** start of GIVEN RECORDS **

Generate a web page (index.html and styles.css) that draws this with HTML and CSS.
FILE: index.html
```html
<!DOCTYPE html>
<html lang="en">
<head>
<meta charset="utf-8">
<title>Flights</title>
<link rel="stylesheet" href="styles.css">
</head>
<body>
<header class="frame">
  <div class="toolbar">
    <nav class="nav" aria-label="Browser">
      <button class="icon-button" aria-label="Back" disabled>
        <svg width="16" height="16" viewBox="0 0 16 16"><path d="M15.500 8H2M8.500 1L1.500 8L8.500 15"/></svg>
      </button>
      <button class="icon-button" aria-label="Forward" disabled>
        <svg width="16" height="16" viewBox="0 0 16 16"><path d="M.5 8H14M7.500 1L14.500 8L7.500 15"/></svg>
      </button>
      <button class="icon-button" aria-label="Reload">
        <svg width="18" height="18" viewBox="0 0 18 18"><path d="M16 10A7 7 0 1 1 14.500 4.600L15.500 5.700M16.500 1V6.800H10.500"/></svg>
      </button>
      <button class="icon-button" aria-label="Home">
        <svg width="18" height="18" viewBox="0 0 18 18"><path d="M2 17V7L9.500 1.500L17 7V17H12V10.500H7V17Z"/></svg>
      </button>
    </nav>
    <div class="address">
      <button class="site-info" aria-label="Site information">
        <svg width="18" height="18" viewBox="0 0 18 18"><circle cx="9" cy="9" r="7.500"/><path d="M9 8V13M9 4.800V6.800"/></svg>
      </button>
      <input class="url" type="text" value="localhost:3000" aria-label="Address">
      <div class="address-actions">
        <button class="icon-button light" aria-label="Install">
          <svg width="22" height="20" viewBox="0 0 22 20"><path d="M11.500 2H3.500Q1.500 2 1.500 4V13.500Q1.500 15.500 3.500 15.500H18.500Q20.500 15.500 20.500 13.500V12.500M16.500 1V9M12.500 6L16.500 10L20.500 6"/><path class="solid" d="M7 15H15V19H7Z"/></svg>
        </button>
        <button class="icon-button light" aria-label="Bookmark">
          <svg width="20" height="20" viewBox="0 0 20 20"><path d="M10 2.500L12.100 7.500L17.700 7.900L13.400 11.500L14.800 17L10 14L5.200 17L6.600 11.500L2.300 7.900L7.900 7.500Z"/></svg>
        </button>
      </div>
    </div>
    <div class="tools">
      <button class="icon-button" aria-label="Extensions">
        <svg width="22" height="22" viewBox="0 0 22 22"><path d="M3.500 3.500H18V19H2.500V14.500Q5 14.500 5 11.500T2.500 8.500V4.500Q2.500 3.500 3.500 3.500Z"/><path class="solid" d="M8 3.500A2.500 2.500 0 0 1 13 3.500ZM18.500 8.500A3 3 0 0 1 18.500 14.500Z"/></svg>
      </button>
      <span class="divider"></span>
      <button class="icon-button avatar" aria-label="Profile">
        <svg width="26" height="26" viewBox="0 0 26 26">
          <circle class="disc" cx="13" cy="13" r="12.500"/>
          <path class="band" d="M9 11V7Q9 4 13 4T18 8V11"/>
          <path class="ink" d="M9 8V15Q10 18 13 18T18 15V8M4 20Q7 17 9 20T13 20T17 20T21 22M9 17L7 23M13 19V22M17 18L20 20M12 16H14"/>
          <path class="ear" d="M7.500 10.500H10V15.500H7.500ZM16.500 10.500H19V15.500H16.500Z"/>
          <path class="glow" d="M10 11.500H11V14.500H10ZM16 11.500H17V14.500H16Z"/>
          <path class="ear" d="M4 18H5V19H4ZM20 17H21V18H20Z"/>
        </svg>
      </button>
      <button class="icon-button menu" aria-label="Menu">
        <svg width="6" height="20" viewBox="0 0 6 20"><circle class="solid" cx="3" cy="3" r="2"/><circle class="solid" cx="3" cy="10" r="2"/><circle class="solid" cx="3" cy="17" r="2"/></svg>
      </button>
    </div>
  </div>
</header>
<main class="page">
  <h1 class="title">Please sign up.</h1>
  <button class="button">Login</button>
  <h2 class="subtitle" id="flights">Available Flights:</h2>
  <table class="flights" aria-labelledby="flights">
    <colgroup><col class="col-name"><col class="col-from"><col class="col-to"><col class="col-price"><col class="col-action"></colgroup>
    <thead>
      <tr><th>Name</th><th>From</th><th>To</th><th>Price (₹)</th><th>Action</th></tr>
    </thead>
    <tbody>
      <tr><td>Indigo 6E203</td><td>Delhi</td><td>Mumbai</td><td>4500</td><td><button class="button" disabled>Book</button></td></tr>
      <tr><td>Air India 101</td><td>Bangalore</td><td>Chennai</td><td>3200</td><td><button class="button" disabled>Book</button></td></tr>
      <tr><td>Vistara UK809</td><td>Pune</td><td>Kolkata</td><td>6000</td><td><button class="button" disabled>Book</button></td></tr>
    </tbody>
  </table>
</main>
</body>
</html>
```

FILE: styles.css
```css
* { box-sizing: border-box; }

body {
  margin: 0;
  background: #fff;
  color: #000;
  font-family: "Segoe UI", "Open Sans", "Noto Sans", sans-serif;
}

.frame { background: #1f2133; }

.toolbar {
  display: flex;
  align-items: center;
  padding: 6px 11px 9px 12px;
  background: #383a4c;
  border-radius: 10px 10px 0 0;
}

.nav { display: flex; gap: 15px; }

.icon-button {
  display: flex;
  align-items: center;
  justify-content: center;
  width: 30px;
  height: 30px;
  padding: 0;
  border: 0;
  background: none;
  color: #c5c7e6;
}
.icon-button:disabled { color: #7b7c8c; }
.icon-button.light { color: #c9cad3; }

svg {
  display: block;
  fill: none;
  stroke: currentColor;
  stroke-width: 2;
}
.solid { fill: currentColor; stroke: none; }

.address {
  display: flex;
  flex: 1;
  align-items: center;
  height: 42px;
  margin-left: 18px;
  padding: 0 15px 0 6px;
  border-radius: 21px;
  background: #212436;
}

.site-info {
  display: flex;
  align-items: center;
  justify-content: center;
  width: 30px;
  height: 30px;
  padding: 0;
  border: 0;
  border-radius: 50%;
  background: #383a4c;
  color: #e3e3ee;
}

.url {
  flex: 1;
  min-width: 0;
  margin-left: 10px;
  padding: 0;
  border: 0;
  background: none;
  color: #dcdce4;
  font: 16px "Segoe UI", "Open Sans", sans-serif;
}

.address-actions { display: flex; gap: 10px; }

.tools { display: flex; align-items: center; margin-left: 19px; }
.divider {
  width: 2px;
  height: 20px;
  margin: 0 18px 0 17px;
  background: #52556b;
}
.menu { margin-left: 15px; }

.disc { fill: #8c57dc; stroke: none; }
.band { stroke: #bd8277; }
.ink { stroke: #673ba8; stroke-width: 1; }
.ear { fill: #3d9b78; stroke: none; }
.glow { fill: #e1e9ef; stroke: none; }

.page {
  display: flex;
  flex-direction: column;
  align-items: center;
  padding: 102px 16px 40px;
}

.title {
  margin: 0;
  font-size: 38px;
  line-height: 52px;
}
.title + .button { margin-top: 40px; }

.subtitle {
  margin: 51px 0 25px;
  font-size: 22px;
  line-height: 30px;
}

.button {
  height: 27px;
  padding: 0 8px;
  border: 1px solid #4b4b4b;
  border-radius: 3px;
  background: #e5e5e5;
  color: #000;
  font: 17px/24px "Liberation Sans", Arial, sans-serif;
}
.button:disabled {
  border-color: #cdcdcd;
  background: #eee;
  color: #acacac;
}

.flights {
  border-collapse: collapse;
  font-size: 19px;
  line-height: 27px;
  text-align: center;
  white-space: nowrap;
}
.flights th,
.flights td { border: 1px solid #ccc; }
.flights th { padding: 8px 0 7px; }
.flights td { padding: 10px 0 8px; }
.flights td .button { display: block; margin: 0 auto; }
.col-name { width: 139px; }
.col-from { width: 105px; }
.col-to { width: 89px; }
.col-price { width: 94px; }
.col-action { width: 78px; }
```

** end of GIVEN RECORDS **
** start of GIVEN RECORDS **

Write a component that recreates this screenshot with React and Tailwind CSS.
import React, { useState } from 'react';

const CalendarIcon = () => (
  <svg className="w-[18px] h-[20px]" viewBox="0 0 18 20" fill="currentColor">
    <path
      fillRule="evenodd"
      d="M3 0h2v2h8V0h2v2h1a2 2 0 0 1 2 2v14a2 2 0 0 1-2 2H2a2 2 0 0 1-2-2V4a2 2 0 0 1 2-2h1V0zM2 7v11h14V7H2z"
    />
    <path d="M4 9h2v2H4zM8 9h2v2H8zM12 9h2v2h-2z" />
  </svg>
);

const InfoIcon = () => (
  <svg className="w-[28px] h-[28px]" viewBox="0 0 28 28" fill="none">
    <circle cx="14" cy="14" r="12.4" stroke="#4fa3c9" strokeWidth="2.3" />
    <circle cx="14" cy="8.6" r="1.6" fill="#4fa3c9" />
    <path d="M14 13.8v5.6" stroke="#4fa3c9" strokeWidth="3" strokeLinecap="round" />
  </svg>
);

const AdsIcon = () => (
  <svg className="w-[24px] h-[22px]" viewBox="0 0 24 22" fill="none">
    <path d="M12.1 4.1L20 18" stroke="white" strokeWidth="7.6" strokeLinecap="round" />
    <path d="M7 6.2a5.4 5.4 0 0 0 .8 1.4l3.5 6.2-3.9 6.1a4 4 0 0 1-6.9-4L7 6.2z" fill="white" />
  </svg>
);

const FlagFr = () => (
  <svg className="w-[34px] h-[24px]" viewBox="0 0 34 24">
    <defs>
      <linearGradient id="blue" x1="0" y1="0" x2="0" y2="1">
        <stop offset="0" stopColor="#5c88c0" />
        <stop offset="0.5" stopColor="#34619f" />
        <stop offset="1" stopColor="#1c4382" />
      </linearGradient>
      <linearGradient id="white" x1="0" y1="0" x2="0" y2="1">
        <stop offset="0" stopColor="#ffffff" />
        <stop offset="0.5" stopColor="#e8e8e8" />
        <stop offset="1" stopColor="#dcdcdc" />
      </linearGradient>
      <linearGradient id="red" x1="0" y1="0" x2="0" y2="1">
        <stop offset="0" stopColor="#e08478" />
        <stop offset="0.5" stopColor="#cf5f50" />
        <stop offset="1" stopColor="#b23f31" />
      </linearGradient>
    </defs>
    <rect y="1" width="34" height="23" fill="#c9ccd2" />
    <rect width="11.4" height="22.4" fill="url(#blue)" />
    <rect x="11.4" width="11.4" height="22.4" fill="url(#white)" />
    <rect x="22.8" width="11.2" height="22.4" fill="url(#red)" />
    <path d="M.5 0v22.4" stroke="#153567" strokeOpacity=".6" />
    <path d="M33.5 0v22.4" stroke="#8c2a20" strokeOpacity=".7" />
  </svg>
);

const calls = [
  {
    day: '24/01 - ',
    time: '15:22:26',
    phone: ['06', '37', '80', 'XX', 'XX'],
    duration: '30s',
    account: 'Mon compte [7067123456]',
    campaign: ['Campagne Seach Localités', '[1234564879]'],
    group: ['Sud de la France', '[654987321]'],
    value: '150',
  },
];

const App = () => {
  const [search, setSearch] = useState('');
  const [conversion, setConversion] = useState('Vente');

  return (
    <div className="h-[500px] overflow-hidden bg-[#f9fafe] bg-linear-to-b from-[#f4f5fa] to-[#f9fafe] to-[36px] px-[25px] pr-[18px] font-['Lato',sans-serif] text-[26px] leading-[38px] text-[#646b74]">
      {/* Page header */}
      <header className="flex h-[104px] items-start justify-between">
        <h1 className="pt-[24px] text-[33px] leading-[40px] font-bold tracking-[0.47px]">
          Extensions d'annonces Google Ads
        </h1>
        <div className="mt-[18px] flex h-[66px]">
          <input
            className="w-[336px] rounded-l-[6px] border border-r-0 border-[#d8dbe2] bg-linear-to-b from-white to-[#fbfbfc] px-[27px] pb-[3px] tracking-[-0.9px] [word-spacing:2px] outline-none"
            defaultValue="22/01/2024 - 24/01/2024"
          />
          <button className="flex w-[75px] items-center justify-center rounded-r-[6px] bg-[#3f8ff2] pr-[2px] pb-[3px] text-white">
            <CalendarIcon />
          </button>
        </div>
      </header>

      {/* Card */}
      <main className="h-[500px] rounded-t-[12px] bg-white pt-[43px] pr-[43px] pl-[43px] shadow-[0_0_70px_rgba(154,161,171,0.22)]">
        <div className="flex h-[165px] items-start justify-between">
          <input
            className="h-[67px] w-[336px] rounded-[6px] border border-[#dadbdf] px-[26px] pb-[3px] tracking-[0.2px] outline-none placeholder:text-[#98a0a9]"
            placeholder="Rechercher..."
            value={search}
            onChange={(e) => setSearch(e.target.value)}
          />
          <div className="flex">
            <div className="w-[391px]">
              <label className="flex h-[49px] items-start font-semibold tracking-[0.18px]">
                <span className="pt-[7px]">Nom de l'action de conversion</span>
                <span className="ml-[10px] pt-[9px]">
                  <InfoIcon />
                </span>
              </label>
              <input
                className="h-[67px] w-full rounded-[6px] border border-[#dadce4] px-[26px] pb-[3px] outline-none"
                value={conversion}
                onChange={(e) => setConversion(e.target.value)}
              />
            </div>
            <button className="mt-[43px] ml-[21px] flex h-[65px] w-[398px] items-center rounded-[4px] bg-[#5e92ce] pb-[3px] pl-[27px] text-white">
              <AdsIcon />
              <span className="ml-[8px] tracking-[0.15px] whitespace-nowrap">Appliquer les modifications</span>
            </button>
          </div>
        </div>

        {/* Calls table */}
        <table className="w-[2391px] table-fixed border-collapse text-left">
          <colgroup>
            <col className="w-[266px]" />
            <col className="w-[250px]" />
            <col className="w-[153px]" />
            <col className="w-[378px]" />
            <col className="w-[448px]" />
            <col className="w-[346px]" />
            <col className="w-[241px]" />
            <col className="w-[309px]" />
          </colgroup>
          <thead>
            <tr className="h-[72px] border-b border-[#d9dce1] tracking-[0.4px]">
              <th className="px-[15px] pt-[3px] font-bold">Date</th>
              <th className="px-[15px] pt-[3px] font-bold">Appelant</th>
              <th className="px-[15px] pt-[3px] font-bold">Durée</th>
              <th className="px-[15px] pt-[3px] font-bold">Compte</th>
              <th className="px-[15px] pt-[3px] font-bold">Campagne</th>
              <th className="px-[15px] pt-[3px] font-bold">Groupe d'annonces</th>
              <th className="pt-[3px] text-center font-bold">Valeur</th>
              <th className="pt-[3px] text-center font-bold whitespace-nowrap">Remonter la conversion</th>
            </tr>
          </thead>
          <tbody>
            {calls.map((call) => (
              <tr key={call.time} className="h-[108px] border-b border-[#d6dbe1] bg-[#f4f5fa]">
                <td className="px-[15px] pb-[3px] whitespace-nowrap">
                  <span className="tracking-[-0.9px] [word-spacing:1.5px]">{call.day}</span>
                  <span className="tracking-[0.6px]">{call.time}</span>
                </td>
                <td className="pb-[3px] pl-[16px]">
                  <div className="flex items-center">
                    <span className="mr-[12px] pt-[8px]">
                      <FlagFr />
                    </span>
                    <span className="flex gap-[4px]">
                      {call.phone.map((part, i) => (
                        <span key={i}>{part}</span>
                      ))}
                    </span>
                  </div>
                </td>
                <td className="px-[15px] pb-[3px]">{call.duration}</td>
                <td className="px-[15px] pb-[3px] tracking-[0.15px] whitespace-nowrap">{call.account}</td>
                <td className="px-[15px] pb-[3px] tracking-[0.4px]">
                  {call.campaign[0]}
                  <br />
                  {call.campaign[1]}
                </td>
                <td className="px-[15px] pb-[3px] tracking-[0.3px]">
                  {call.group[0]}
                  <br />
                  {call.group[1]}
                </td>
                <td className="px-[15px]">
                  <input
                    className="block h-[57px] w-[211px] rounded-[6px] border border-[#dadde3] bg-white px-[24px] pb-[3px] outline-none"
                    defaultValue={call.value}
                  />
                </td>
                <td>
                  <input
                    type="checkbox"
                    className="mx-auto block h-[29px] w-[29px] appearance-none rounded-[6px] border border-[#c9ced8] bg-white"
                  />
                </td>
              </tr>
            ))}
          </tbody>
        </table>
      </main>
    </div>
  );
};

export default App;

** end of GIVEN RECORDS **

# EXERCISE INSTRUCTIONS:
Search the data above for the string "styles" and return every line that has it.

# ANSWER TO THE EXERCISE:
Generate a web page (index.html and styles.css) that draws this with HTML and CSS.
<link rel="stylesheet" href="styles.css">
FILE: styles.css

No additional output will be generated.